** begin Entries supplied **
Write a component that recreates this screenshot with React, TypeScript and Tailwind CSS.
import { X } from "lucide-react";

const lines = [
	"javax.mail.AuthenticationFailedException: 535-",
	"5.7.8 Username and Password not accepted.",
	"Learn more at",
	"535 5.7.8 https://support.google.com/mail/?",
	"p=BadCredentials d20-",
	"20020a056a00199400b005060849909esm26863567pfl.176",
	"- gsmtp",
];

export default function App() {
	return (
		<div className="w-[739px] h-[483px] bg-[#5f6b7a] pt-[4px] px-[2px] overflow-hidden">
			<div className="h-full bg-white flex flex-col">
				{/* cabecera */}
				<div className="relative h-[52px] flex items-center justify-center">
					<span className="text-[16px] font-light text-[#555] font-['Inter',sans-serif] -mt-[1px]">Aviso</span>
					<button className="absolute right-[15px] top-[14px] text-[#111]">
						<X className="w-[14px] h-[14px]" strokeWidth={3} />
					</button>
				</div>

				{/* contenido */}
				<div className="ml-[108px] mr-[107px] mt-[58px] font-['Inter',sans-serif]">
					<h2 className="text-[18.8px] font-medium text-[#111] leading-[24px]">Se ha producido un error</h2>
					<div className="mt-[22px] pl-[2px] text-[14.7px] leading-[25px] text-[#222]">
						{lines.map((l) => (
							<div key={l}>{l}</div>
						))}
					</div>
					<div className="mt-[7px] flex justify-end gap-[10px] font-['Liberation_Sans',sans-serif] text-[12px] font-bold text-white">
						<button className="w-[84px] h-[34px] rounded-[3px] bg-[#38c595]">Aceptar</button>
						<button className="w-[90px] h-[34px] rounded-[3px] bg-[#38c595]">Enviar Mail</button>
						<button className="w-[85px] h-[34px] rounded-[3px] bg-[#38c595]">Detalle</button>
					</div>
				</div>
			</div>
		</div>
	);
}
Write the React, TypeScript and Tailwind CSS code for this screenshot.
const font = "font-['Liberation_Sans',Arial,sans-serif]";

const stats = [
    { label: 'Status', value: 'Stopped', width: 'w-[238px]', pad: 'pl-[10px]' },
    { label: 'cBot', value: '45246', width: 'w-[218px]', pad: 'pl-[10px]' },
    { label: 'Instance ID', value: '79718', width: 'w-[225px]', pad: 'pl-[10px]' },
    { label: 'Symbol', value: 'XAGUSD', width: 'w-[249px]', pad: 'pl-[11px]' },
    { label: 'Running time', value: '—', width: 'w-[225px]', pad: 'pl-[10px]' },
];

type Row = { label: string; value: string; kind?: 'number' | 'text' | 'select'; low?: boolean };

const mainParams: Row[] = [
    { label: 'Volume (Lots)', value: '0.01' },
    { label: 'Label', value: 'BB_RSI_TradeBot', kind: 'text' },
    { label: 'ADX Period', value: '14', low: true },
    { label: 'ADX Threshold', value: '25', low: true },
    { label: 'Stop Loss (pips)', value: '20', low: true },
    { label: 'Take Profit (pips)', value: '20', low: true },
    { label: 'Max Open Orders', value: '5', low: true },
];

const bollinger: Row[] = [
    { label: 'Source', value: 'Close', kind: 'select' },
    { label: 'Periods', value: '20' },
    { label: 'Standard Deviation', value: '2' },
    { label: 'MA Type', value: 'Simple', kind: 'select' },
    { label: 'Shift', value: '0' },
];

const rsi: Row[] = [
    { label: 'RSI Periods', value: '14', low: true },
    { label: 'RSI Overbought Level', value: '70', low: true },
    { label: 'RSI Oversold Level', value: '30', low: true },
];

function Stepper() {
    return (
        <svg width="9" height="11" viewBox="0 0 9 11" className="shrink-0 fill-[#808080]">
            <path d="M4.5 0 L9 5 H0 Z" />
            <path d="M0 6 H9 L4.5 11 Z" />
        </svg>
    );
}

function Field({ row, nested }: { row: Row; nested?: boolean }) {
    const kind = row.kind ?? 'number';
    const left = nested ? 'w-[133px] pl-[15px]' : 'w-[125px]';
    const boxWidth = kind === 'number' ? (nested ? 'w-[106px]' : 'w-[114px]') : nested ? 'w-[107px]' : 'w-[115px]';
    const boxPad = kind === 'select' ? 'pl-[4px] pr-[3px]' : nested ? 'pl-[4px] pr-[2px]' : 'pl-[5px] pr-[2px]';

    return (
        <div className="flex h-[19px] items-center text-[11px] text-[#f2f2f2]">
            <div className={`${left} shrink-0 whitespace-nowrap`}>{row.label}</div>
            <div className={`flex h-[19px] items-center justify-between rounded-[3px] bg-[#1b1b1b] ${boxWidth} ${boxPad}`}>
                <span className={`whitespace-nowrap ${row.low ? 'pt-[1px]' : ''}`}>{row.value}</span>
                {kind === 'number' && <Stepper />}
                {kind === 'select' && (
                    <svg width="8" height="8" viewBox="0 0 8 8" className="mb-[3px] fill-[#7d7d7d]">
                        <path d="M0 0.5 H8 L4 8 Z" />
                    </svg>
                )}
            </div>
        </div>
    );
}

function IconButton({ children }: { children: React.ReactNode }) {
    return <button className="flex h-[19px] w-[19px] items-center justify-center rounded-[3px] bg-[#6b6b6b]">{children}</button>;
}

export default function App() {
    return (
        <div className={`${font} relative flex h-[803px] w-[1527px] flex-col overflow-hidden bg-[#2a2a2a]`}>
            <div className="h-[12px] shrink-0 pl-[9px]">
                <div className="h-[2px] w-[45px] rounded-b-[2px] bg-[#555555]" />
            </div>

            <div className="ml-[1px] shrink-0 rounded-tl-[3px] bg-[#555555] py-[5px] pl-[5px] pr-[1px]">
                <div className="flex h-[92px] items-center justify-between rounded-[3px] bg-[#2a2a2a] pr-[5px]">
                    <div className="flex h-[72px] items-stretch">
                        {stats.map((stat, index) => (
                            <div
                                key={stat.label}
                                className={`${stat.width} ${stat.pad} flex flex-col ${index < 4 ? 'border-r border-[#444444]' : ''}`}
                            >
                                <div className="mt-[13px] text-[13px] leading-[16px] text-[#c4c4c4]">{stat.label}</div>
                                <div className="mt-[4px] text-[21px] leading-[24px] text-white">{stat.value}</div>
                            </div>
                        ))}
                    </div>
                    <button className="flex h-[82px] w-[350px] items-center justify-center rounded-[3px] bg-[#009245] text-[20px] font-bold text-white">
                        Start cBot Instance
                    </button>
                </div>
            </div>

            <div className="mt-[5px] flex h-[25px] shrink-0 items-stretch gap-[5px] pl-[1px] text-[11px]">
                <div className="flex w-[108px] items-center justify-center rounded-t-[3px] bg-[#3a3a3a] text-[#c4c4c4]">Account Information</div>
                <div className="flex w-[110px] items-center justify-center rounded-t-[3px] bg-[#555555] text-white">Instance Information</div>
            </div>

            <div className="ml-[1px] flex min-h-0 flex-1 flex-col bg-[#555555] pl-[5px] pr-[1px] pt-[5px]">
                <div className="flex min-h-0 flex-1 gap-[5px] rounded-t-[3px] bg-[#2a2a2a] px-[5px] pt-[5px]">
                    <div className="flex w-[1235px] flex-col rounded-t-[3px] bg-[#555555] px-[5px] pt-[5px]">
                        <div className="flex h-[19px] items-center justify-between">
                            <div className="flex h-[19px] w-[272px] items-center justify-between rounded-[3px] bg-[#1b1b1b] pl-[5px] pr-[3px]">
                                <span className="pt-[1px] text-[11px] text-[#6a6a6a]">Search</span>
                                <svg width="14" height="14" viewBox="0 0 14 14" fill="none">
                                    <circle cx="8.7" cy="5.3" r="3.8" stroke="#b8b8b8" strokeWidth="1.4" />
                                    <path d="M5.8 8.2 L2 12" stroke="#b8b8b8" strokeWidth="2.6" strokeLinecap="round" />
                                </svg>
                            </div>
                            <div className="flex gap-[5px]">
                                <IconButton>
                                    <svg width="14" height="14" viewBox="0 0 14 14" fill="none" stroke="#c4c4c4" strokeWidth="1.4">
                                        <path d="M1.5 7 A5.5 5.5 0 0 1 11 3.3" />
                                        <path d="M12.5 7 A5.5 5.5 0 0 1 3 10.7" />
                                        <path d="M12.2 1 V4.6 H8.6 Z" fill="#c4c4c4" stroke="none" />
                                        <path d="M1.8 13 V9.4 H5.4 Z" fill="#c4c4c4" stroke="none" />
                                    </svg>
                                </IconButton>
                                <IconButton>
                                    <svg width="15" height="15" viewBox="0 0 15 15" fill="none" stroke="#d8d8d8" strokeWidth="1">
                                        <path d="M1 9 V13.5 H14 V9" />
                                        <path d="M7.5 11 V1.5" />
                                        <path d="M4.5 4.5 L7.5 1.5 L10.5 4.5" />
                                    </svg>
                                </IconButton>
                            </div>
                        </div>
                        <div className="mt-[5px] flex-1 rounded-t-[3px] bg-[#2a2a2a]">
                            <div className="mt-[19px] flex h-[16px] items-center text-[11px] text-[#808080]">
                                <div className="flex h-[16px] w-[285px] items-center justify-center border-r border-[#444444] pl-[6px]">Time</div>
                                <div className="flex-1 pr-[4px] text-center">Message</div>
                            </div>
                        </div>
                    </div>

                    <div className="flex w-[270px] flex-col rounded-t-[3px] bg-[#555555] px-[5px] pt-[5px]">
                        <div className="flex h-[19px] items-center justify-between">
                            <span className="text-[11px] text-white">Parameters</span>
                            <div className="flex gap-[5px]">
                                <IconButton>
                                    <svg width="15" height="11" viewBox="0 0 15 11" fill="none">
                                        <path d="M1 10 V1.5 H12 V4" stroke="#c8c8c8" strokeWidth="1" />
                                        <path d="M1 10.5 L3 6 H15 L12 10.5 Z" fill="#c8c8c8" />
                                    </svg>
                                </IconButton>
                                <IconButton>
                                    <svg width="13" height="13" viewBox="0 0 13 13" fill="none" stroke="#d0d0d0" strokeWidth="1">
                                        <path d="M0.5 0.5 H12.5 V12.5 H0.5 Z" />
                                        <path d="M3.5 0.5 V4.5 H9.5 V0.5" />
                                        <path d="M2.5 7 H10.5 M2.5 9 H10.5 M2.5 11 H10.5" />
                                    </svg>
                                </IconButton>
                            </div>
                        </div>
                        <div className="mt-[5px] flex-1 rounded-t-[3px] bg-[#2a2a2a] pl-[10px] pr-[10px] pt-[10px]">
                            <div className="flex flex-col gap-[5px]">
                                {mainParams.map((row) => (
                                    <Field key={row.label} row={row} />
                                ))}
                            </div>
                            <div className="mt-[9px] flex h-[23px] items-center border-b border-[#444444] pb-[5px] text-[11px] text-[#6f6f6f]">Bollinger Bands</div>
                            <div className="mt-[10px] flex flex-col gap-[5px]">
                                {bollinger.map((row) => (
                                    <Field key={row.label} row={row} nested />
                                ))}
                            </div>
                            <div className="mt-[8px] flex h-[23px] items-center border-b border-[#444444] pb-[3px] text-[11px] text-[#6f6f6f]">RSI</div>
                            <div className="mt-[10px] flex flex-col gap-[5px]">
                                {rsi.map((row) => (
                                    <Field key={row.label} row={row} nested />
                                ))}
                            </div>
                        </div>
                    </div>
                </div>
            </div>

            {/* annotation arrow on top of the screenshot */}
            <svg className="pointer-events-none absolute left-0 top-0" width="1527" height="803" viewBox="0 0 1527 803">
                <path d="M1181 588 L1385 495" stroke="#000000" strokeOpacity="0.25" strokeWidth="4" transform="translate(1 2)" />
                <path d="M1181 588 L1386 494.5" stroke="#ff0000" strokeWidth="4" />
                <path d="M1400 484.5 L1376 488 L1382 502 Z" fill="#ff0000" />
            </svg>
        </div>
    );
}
** end Entries supplied **
*Exercise prompt*.
Filter the data, keeping only the lines that contain "TypeScript".

*Exercise result*.
Write a component that recreates this screenshot with React, TypeScript and Tailwind CSS.
Write the React, TypeScript and Tailwind CSS code for this screenshot.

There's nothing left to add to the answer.